Latest instalment of intriguing Antrim-Down rivarly is a tough one to call as both seek league final glory

Down's Niamh Mallon and Amy Boyle of Antrim during December's All-Ireland intermediate final at Kingspan Breffni. Down won that day while Antrim gained revenge in the opening match of this year's National League
By Seamas McAleenan

Littlewoods Ireland League Division Two final: Antrim v Down (today, Owenbeg, 5pm)

“ANTRIM are a serious team this year,” warned Down manager Derek Dunne after the Littlewoods Ireland League Division Two opener in the in Portglenone.

Down had beaten them comfortably in the All-Ireland Intermediate final back in December, but Antrim had bounced back to win the Portglenone tie 1-13 to 0-13.

“I think they were rabbits caught in the headlights in the All-Ireland final. Today they were a different team and they have obviously done a good strength and conditioning programme over the winter. They will go a long way in league and championship this year,” said Dunne after that defeat.

Dunne’s prophesy has come true and the Saffrons have remained unbeaten to reach a first Division Two final in a decade. Because of that first round defeat, Down’s route to the decider has been arguably more difficult, but the league will finish as it began with a Down v Antrim derby.

After the first quarter of last Saturday’s semi-finals, it looked as if Antrim would easily make it through while Down would be on a face-saving exercise against Wexford.

The Saffrons were in total control and moved into a 0-7 to 0-1 lead against Meath. The opposition would not score from open play until the 48th minute. Yet Antrim lost their way and were fortunate to make it through.

A couple of hours later in Ashbourne, Wexford blitzed Down in the opening quarter, leading by seven points after 11 minutes. Down, however, pulled themselves together and amazingly scored 11 points in a row to take control of the tie midway through the second half.

Down wanted to find new players in this league and seem to have found one in Anna Rogan, who impressed in the reserve team, came in as a sub against Cork and then started against Wexford.

Otherwise it has been about getting the team operating at a faster pace than usual and to that extent the Wexford game has been very useful. That Down came out the other side with victory will be a huge boost to them heading into the championship.

Antrim’s trawl for new players saw girls not available at the end of 2020 back in the fold. Cáitríona Graham looks to have a solid claim on goals, while Maria Lynn and Anna Connolly have contributed well in corner-back and centre-forward respectively.

The fourth 'newcomer' Laoise McKenna started the Down game, didn’t play against Derry but has been solid in the two knock-out games after injuries to the seasoned Chloe Drain and Maeve Connolly left jerseys to claim at the back. Neither Drain nor Connolly will make the starting grid at the weekend.

Defence has been the unit of the team that has impressed in the team’s run to the final with Caoimhe Conlon starring in every game and Niamh Donnelly back into a central position. Withdrawing a player to a sweeping role undoubtedly helps, but it leaves forwards having to get through a lot more work for a score.

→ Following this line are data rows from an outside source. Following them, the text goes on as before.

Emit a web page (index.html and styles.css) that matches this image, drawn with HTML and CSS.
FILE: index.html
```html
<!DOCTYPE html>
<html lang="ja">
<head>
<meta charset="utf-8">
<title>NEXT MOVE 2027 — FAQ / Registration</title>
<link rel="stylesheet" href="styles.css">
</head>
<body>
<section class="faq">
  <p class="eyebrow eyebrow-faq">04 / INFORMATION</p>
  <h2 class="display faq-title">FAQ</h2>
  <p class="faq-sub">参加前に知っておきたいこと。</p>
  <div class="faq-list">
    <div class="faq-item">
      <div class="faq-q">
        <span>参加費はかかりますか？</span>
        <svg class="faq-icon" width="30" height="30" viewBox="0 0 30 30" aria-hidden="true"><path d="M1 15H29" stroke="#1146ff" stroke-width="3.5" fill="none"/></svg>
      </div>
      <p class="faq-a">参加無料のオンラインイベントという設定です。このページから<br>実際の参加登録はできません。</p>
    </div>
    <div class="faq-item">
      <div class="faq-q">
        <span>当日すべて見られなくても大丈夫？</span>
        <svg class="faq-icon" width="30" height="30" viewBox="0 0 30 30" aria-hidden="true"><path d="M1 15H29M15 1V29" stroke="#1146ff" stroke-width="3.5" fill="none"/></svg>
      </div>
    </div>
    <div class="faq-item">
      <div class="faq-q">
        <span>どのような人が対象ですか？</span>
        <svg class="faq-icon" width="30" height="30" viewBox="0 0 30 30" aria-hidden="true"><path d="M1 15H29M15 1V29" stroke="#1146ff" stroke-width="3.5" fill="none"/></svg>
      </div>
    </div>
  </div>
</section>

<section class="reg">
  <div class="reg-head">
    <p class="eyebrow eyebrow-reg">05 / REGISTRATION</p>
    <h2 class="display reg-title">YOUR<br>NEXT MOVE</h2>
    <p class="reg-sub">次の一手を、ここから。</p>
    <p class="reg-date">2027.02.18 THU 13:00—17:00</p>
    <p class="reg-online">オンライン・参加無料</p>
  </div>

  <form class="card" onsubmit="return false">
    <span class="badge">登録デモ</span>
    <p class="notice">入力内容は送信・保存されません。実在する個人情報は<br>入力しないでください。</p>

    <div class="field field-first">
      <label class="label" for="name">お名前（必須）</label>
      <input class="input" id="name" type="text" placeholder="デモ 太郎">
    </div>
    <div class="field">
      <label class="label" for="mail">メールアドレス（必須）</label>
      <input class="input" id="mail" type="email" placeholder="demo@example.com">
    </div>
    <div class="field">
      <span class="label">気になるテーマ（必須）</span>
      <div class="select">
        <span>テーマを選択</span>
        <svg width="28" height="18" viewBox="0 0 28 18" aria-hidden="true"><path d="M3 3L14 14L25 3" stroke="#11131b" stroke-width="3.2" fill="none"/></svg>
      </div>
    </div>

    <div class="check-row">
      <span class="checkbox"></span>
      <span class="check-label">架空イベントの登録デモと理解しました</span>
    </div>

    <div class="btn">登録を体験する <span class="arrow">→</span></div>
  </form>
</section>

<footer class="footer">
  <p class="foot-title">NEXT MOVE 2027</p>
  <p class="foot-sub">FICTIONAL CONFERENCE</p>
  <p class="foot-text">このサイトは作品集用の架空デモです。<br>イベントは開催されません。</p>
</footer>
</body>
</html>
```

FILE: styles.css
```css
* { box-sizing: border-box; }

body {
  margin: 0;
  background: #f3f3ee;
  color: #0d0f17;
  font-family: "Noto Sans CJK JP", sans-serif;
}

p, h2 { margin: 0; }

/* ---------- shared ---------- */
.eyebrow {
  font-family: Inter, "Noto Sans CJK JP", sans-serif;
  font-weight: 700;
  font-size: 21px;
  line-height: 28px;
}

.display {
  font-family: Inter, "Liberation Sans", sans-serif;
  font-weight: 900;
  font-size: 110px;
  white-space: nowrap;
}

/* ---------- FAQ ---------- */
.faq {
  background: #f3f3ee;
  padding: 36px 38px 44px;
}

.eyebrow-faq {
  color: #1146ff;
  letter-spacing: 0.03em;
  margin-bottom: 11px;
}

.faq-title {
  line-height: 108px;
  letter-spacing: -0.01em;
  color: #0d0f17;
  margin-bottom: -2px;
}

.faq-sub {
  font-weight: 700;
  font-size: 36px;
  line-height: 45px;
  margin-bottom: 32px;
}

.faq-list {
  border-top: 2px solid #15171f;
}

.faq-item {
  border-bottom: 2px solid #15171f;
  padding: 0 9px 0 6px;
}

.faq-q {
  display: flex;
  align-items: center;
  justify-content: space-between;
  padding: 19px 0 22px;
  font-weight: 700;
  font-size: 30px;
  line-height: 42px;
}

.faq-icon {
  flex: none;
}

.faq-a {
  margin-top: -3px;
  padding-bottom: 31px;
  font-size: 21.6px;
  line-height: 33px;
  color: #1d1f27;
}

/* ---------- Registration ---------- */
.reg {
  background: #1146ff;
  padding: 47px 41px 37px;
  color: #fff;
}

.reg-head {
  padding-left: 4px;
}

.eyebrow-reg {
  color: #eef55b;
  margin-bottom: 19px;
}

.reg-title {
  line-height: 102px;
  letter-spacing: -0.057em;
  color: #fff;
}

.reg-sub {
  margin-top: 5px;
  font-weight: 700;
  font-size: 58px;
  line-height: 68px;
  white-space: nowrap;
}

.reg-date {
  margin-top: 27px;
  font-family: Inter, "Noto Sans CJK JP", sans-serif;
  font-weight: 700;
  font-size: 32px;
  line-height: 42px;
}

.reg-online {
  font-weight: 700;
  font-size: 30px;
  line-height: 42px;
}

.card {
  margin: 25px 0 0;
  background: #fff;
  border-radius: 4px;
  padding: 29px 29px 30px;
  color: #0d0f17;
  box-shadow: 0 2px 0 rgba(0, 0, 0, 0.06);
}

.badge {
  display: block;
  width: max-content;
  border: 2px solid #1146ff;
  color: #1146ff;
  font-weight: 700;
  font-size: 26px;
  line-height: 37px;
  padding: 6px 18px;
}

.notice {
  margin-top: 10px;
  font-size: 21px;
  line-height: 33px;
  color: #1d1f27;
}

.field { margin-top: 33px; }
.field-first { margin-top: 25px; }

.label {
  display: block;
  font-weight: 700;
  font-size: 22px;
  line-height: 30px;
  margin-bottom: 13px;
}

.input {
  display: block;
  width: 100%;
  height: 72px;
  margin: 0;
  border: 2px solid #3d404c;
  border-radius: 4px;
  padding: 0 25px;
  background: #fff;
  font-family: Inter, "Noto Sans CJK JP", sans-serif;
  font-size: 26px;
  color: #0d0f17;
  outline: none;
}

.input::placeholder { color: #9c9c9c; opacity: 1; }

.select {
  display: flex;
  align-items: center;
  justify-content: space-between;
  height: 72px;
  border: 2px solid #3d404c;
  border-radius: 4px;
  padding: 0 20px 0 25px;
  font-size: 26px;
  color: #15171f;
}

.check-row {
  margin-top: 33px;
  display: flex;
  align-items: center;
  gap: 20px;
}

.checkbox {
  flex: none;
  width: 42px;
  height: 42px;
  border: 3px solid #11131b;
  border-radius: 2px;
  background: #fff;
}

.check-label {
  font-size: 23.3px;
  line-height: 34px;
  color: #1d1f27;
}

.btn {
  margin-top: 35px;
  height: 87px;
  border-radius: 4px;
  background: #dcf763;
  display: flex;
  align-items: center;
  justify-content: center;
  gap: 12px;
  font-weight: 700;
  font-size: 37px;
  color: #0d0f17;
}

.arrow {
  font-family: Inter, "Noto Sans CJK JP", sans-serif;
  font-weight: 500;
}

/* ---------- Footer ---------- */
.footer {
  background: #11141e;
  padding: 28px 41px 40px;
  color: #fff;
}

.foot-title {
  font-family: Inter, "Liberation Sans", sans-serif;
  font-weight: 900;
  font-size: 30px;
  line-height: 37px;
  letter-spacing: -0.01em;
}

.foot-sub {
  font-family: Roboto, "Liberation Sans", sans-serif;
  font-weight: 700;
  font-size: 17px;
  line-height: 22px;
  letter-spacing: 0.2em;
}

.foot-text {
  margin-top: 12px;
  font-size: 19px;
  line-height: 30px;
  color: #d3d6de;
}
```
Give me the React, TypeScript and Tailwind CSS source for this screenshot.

Down will have got a huge boost from last weekend while the defeat in the first game will also put them on alert to Antrim’s potential.

Down’s physicality means that they are a problem for any team. Antrim got the result last day because they were able to work with that physicality and break the lines for scores.

On the evidence of last week’s performances Down should start favourites. But Antrim are unbeaten and that includes the win over Down. A loss for either team would be a disappointment – but it would probably be a bigger set-back for Down.

That should drive them to victory – but history could be against them. In 1997 Down had been chasing a Division Two crown for nearly a decade and lost four finals. Antrim came from nowhere to make it five defeats in finals.